Wiggin traveled abroad and back from Liverpool in the United Kingdom at least three times. Records from the Ellis Island logs show that she arrived back in New York City from Liverpool in October 1892, July 1893, and July 1894. On the logs for the 1892 trip, Wiggin describes her occupation as "Wife," despite her former husband dying three years prior. In 1893 and 1894, she describes herself as an "Authoress."
Wiggin met dry goods importer George Christopher Riggs on her way to England in 1894. The pair are said to have hit it off and had agreed to marry even before the ship docked in England. In the Ellis Island logs from Wiggin's 1894 trip back to New York City from Liverpool, the two sign their names next to each other, indicating their closeness. The pair married in New York City on March 30, 1895 at All Souls Church. George Riggs soon became one of Wiggin's biggest advocates as she became more successful.
After the marriage she continued to write under the name of Wiggin. Her literary output included popular books for adults; with her sister, Nora A. Smith, she published scholarly work on the educational principles of Friedrich Fröbel: Froebel's Gifts, Froebel's Occupations, and Kindergarten Principles and Practice ; and she wrote the classic children's novel Rebecca of Sunnybrook Farm, as well as the 1905 best-seller Rose o' the River. Rebecca of Sunnybrook Farm became an immediate bestseller; both it and Mother Carey's Chickens were adapted to the stage.

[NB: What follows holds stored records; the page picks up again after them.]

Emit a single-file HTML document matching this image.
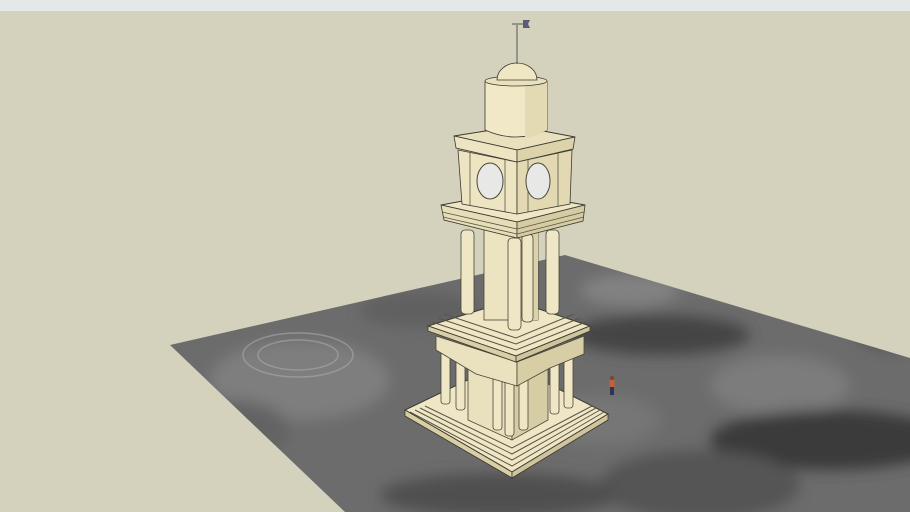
<!DOCTYPE html>
<html><head><meta charset="utf-8"><style>
html,body{margin:0;padding:0;width:910px;height:512px;overflow:hidden;background:#d4d2bd}
svg{display:block}
</style></head><body>
<svg width="910" height="512" viewBox="0 0 910 512" xmlns="http://www.w3.org/2000/svg">
<defs>
<filter id="b" x="-20%" y="-20%" width="140%" height="140%"><feGaussianBlur stdDeviation="7"/></filter>
<clipPath id="g"><polygon points="170,345 565,255 910,358 910,512 345,512"/></clipPath>
</defs>
<rect x="0" y="0" width="910" height="11" fill="#e5e8e8"/>
<rect x="0" y="11" width="910" height="501" fill="#d4d2bd"/>
<!-- ground -->
<polygon points="170,345 565,255 910,358 910,512 345,512" fill="#6c6c6c"/>
<g clip-path="url(#g)" filter="url(#b)">
<ellipse cx="300" cy="380" rx="90" ry="40" fill="#7e7e7e"/>
<ellipse cx="660" cy="335" rx="90" ry="20" fill="#454545"/>
<ellipse cx="780" cy="385" rx="70" ry="30" fill="#7c7c7c"/>
<ellipse cx="830" cy="440" rx="120" ry="30" fill="#3a3a3a"/>
<ellipse cx="630" cy="290" rx="50" ry="16" fill="#828282"/>
<ellipse cx="700" cy="485" rx="100" ry="35" fill="#555"/>
<ellipse cx="500" cy="495" rx="120" ry="22" fill="#505050"/>
<ellipse cx="420" cy="310" rx="60" ry="18" fill="#606060"/>
<ellipse cx="230" cy="430" rx="60" ry="30" fill="#646464"/>
<ellipse cx="890" cy="320" rx="40" ry="30" fill="#555"/>
<ellipse cx="600" cy="420" rx="60" ry="25" fill="#767676"/>
</g>
<g fill="none" stroke="#aaa" stroke-width="1.5" opacity="0.6">
<ellipse cx="298" cy="355" rx="55" ry="22"/>
<ellipse cx="298" cy="355" rx="40" ry="15"/>
</g>
<!-- base steps -->
<polygon points="405,410 505,362 608,414 512,472" fill="#efe6c5" stroke="#3c3a30" stroke-width="1"/>
<g stroke="#5a5646" stroke-width="1" fill="none">
<polyline points="405,410 512,472 608,414"/>
<polyline points="405,416 512,477 608,420"/>
<polyline points="410,412 512,466 604,412"/>
<polyline points="415,410 512,460 600,410"/>
<polyline points="420,408 512,454 596,408"/>
<polyline points="425,406 512,448 592,406"/>
</g>
<polygon points="405,410 512,472 512,478 405,416" fill="#d9cfa6" stroke="#3c3a30" stroke-width="0.8"/>
<polygon points="512,472 608,414 608,420 512,478" fill="#cfc59c" stroke="#3c3a30" stroke-width="0.8"/>
<!-- inner block -->
<polygon points="468,360 512,382 512,440 468,420" fill="#e9e0bd" stroke="#4a4638" stroke-width="0.8"/>
<polygon points="512,382 548,362 548,420 512,440" fill="#d7cda4" stroke="#4a4638" stroke-width="0.8"/>
<!-- lower columns -->
<g fill="#efe6c5" stroke="#4a4638" stroke-width="0.8">
<rect x="441" y="352" width="9" height="52" rx="3"/>
<rect x="456" y="358" width="9" height="52" rx="3"/>
<rect x="493" y="368" width="9" height="62" rx="3"/>
<rect x="505" y="372" width="9" height="64" rx="3"/>
<rect x="519" y="370" width="9" height="60" rx="3"/>
<rect x="550" y="358" width="9" height="56" rx="3"/>
<rect x="564" y="352" width="9" height="56" rx="3"/>
</g>
<!-- mid platform -->
<polygon points="436,336 517,362 517,386 476,374 436,350" fill="#eae1bf" stroke="#4a4638" stroke-width="0.8"/>
<polygon points="517,362 584,336 584,354 550,368 517,386" fill="#d8cea5" stroke="#4a4638" stroke-width="0.8"/>
<polygon points="428,326 512,300 590,326 516,356" fill="#efe6c5" stroke="#3c3a30" stroke-width="1"/>
<g stroke="#5a5646" stroke-width="1" fill="none">
<polyline points="428,326 516,356 590,326"/>
<polyline points="432,322 516,350 586,322"/>
<polyline points="438,318 516,344 580,318"/>
<polyline points="444,314 516,338 574,314"/>
</g>
<polygon points="428,326 516,356 516,362 428,331" fill="#d9cfa6" stroke="#3c3a30" stroke-width="0.8"/>
<polygon points="516,356 590,326 590,331 516,362" fill="#cfc59c" stroke="#3c3a30" stroke-width="0.8"/>
<!-- central cylinder -->
<rect x="484" y="230" width="54" height="90" fill="#ece3c0" stroke="#4a4638" stroke-width="0.8"/>
<rect x="515" y="230" width="23" height="90" fill="#dcd2aa"/>
<!-- upper columns -->
<g fill="#efe6c5" stroke="#4a4638" stroke-width="0.8">
<rect x="461" y="230" width="13" height="84" rx="4"/>
<rect x="508" y="238" width="13" height="92" rx="4"/>
<rect x="522" y="234" width="11" height="88" rx="4"/>
<rect x="546" y="230" width="13" height="84" rx="4"/>
</g>
<!-- cornice -->
<polygon points="441,205 512,192 585,205 517,222" fill="#efe6c5" stroke="#3c3a30" stroke-width="1"/>
<polygon points="441,205 517,222 517,238 444,220" fill="#e6ddb9" stroke="#3c3a30" stroke-width="0.8"/>
<polygon points="517,222 585,205 583,221 517,238" fill="#d6cca3" stroke="#3c3a30" stroke-width="0.8"/>
<g stroke="#5a5646" stroke-width="0.8" fill="none">
<polyline points="442,212 517,229 584,212"/>
<polyline points="443,217 517,234 584,217"/>
</g>
<!-- clock box -->
<polygon points="458,150 517,162 517,214 462,204" fill="#ede4c1" stroke="#3c3a30" stroke-width="0.8"/>
<polygon points="517,162 572,150 570,204 517,214" fill="#e2d8b2" stroke="#3c3a30" stroke-width="0.8"/>
<g fill="none" stroke="#5a5646" stroke-width="0.8">
<line x1="470" y1="153" x2="470" y2="206"/><line x1="505" y1="160" x2="505" y2="212"/>
<line x1="528" y1="160" x2="528" y2="212"/><line x1="558" y1="153" x2="558" y2="206"/>
</g>
<ellipse cx="490" cy="181" rx="13" ry="18" fill="#e8e8e6" stroke="#4a4638" stroke-width="1"/>
<ellipse cx="538" cy="181" rx="12" ry="18" fill="#e8e8e6" stroke="#4a4638" stroke-width="1"/>
<polygon points="454,136 517,126 575,137 517,150" fill="#e9e0bd" stroke="#3c3a30" stroke-width="1"/>
<polygon points="454,136 517,150 517,162 456,148" fill="#ede4c1" stroke="#3c3a30" stroke-width="0.8"/>
<polygon points="517,150 575,137 573,149 517,162" fill="#ddd3ab" stroke="#3c3a30" stroke-width="0.8"/>
<!-- cylinder top -->
<path d="M485,82 L485,130 Q516,144 547,130 L547,82 Z" fill="#f0e8c6" stroke="#3c3a30" stroke-width="0.8"/>
<path d="M525,82 L547,82 L547,130 Q536,136 525,138 Z" fill="#e3d9b2"/>
<ellipse cx="516" cy="81" rx="31" ry="5" fill="#e9e0bd" stroke="#3c3a30" stroke-width="0.8"/>
<path d="M497,80 A20,17 0 0 1 537,80 Z" fill="#efe6c3" stroke="#3c3a30" stroke-width="0.8"/>
<!-- weathervane -->
<line x1="517" y1="25" x2="517" y2="64" stroke="#555" stroke-width="1"/>
<line x1="512" y1="24" x2="524" y2="24" stroke="#555" stroke-width="1"/>
<polygon points="523,20 530,20 528,24 530,28 523,28" fill="#5b5c78"/>
<!-- person -->
<circle cx="612" cy="378" r="2" fill="#6b4a3a"/>
<rect x="609.5" y="380" width="5" height="7" fill="#c5603a"/>
<rect x="610" y="387" width="4" height="8" fill="#2d3550"/>
</svg>
</body></html>
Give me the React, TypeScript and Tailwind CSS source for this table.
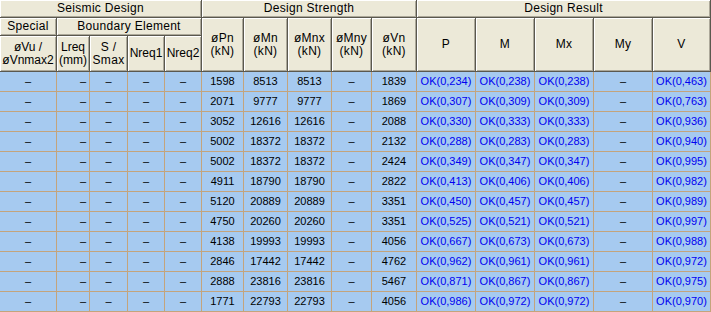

Houghton Mifflin collected her writings in 10 volumes in 1917.
For a time, she lived at Quillcote, her summer home in Hollis, Maine. Quillcote is around the corner from the town's library, the Salmon Falls Library, which Wiggin founded in 1911. Wiggin founded the Dorcas Society of Hollis & Buxton, Maine in 1897. The Tory Hill Meeting House in the adjacent town of Buxton, Maine inspired her book The Old Peabody Pew.

Later life and death

Wiggin was an active and popular hostess in New York and in the community of Upper Largo, Scotland, where she had a summer home and where she organized plays for many years, as detailed in her memoir My Garden of Memory.

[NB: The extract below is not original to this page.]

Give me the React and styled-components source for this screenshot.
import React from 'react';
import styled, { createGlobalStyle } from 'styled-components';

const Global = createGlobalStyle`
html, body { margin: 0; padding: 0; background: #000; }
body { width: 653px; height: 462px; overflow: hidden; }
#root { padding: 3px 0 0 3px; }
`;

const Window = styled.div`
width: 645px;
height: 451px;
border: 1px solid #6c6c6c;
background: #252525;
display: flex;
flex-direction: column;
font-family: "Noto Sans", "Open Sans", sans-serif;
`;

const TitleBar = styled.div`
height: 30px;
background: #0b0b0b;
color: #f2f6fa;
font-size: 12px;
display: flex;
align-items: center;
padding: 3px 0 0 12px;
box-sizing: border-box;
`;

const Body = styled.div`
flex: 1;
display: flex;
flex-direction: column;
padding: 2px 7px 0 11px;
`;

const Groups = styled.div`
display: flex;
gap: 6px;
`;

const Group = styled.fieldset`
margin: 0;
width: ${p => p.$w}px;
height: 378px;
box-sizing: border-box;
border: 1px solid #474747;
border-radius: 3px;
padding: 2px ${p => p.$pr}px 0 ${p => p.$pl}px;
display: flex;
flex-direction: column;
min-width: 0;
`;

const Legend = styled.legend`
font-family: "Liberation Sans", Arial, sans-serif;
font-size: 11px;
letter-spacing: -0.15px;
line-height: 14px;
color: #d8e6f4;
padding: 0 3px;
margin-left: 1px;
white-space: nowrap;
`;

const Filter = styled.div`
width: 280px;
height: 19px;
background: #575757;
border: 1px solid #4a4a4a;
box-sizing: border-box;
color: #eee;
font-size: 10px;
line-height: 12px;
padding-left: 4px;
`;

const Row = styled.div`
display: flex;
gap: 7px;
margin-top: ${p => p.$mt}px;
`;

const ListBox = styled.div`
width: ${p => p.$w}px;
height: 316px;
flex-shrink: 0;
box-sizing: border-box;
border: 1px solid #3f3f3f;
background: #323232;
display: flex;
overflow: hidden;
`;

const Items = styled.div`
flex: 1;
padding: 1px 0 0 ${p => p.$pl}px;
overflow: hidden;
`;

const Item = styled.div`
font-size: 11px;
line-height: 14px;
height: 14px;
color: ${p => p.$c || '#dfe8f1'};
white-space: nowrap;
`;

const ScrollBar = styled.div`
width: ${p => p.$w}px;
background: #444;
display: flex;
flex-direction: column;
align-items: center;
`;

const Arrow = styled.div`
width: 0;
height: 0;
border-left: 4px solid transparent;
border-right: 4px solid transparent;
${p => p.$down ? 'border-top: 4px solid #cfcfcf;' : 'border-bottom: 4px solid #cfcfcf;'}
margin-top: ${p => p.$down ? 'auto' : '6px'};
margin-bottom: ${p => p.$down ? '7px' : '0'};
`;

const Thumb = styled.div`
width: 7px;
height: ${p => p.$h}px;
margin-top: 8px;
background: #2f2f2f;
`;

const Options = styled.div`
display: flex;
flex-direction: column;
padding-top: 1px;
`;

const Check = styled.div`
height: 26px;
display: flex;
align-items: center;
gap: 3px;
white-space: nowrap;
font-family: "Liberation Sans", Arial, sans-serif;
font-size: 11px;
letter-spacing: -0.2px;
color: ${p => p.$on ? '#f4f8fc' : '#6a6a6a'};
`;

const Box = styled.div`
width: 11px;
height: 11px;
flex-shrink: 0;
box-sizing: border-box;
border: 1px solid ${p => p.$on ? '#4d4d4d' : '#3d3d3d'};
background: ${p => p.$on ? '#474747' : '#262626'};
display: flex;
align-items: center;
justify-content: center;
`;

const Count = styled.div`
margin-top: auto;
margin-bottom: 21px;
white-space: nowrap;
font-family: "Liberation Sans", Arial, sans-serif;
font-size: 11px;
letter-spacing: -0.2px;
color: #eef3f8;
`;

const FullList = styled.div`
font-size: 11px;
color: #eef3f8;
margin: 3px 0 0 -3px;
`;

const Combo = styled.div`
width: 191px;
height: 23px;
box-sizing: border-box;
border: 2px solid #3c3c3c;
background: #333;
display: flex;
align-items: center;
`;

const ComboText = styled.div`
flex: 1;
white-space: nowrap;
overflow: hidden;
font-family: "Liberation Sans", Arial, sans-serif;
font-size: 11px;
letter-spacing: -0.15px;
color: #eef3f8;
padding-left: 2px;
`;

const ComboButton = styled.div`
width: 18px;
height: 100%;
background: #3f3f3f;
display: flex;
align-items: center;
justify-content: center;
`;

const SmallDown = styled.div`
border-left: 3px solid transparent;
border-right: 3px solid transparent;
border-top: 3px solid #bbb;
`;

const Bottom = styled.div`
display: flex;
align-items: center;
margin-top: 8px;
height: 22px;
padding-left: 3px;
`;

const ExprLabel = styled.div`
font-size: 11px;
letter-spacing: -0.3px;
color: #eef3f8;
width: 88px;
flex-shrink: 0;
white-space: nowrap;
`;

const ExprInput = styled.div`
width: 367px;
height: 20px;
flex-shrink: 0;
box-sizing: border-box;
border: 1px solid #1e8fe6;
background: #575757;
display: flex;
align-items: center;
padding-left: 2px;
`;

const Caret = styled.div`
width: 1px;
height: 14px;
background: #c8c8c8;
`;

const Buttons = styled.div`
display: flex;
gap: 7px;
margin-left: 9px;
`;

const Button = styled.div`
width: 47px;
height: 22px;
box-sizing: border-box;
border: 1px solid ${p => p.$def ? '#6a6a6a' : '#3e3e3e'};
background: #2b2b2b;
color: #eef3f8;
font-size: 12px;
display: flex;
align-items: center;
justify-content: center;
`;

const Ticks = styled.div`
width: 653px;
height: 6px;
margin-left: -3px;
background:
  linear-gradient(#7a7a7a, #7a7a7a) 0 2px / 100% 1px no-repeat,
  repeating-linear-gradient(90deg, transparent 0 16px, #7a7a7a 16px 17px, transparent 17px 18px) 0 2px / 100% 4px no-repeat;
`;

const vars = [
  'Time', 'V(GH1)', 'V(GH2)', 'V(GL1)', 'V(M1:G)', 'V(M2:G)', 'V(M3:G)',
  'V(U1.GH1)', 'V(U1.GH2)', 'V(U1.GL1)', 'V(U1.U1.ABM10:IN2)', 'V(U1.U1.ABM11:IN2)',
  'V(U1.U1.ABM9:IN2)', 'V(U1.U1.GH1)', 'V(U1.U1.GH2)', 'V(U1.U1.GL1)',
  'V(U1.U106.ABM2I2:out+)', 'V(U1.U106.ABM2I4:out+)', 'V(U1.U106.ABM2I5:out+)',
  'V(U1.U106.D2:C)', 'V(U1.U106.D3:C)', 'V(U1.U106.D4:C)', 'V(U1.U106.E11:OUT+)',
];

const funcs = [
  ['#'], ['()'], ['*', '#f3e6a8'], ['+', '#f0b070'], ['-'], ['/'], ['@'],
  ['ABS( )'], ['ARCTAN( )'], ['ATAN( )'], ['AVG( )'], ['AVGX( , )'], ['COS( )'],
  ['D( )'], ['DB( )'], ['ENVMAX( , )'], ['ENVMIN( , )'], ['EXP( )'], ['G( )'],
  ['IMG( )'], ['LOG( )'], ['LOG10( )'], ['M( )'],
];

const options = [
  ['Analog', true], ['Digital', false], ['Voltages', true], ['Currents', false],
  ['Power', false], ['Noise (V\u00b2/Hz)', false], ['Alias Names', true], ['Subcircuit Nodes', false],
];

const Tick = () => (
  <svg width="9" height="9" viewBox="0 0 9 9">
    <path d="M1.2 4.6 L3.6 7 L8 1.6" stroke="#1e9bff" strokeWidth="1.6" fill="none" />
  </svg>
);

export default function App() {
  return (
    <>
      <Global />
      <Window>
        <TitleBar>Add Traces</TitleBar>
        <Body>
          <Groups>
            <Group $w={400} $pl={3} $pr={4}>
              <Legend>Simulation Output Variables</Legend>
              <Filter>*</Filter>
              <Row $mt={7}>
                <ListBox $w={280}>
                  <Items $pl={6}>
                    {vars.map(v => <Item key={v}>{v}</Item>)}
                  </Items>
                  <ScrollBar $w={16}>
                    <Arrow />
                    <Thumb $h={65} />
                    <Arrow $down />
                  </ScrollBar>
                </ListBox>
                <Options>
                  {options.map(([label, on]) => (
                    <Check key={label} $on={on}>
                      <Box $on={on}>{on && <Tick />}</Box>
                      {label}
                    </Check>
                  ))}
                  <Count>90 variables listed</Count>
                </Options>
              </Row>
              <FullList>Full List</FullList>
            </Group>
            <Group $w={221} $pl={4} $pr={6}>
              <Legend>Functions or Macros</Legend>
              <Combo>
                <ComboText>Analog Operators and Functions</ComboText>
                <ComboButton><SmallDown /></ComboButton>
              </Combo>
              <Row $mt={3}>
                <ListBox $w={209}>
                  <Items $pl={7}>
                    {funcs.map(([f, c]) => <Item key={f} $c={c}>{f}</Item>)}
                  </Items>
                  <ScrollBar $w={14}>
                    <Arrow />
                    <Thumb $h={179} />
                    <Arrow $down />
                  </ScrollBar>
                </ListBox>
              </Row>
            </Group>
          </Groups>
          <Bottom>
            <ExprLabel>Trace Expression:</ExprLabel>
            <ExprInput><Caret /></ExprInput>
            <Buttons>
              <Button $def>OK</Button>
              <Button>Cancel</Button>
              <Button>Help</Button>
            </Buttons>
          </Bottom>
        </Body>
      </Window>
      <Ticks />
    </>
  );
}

In 1921, Wiggin and her sister Nora Archibald Smith edited an edition of Jane Porter's The Scottish Chiefs, an 1809 novel of William Wallace, for the Scribner's Illustrated Classics series, illustrated by N.C. Wyeth. During the spring of 1923, Kate Wiggin traveled to England as a New York delegate to the Dickens Fellowship. There she became ill and died, at age 66, of bronchial pneumonia. At her request, her ashes were brought home to Maine and scattered over the Saco River. Her autobiography My Garden of Memory was published after her death. In sorting through material for her autobiography, she put many items in a box she and her sister labelled "Posthumous." Her sister Nora A. Smith later published her own reminiscences, titled Kate Douglas Wiggin as her Sister Knew Her, from these materials.

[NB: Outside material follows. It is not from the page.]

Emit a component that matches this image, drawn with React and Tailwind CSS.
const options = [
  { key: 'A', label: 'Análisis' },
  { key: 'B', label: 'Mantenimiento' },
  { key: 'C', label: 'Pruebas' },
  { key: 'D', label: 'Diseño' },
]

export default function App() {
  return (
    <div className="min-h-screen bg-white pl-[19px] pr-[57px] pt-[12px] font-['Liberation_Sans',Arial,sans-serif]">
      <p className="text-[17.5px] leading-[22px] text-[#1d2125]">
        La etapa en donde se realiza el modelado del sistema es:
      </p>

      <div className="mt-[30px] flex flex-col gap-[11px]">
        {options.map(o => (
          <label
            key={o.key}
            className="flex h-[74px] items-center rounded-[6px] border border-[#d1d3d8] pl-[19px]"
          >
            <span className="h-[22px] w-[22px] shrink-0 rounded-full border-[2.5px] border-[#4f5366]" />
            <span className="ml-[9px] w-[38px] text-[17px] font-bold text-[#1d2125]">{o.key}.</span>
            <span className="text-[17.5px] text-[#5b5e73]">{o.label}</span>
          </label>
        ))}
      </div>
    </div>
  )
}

Wiggin was also a songwriter and composer of music. For "Kindergarten Chimes", she created some of the lyrics, music, and arrangements. For "Nine Love Songs and a Carol", she created all of the music.

Legacy

In the 1980s and 1990s, Wiggin's first husband's distant cousin, Eric E. Wiggin, published updated versions of some books in Kate Douglas Wiggin's Rebecca of Sunnybrook Farm series. He later published his own addition to the series, entitled, Rebecca Returns to Sunnybrook. Eric E. Wiggin extended Kate Douglas Wiggin's series after years of writing Christian literature, newspaper articles, and other children's books. When asked about his reasoning for writing the books, he said, "Even though her books were in public domain, had Kate Douglas Wiggin not died childless I would not have attempted the project. I really have better things to do than quarrel with heirs who may be miffed at my treatment of their ancestor's books!" Eric E. Wiggin's books sold best among his target audience of homeschoolers; with their help, his updated novels and his new addition to the series have sold more than 50,000 copies.
Many of Kate Douglas Wiggin's novels were made into movies. Perhaps the most famous film adaptation of her books is the Rebecca of Sunnybrook Farm, which stars Shirley Temple.